The semester I was developing the course, fall 2019, I also was participating in a Faculty Learning Community that focused on supporting success for all students. The readings and discussions led me to design the course in ways that, I hoped, would remove barriers. One author who influenced me greatly is Catherine Denial, who described how she transformed her teaching to focus on believing students and believing in them. The latter means viewing students as potential collaborators, with “valuable contributions to make to the way in which syllabi, assignments, and assessments are designed, and life experiences that should be respected in the classroom.” For Denial, believing students includes flexibility in attendance and deadlines, choosing to take the small risk that some will take advantage of her flexibility instead of the certainty of making “life more difficult for my students struggling with grief and illness, or even an over-packed schedule or faulty electronics. It costs me nothing to be kind.” Her work influenced my approach greatly, and the timing could not have been better.

My first time teaching Advocacy in Action was spring 2020, and partway through the semester, COVID-19 transformed everything. One of my students worked at an essential business, and one of our class meeting times overlapped with when delivery trucks came to her workplace. She was asked to work because there were not enough staff members to help unload the trucks. When she told me this I remember saying, “I can think of no better reason to miss class—there might be toilet paper on those trucks!” In classes I taught prior to Advocacy in Action, and before reading Denial’s work, my expectations for attendance were irrelevant in a learning environment transformed by a global pandemic.

Advocacy in Action is the first time I included family-friendly syllabus language, inspired by Melissa Cheyney. I expanded the language to include care-giving students, a decision that was influenced by knowledge that one in four Millennials serve in a care-giving role for an adult family member and more than half of those young care-givers are African American/Black, Hispanic/Latinx, or Asian American/Pacific Islanders.

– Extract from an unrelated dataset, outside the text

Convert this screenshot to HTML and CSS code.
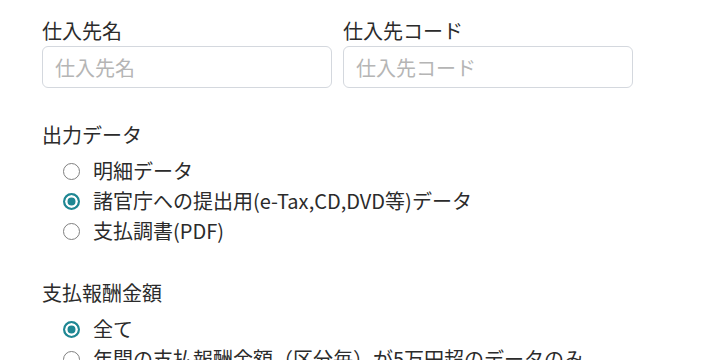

Every semester I have taught SPS 331, I have had parenting students. One  told me that the language made a huge difference because she felt empowered to bring her children to class the one time she needed to instead of asking permission and trying to negotiate.

Another aspect of the course that has been deeply impactful for students in conversations with Guest Advocates. Each semester, people actively engaged in human rights advocacy have joined the class to share their motivations and journeys to a career that involves advocacy. From local community members like Senator Cherie Buckner-Webb and Phillip Thompson to Nobel Peace Prize Laureate Jody Williams, these guests share their various approaches to advocating for social change, including the tactics and strategies they use to work toward their goals.  All contributed their time, knowledge, and provided compelling insights into their work. One of the students’ favorite questions to ask has been about self-care – insights into how advocates persevere through set-backs reminded us all of the importance of balance and health. I always took notes using the same guiding prompts I provide students so that I can learn along with them as our guests share their unique insights and experiences and support students in making connections to other course experience. Learning from and with students about advocacy has allowed me to deepen my own skills, knowledge, and commitments to human rights.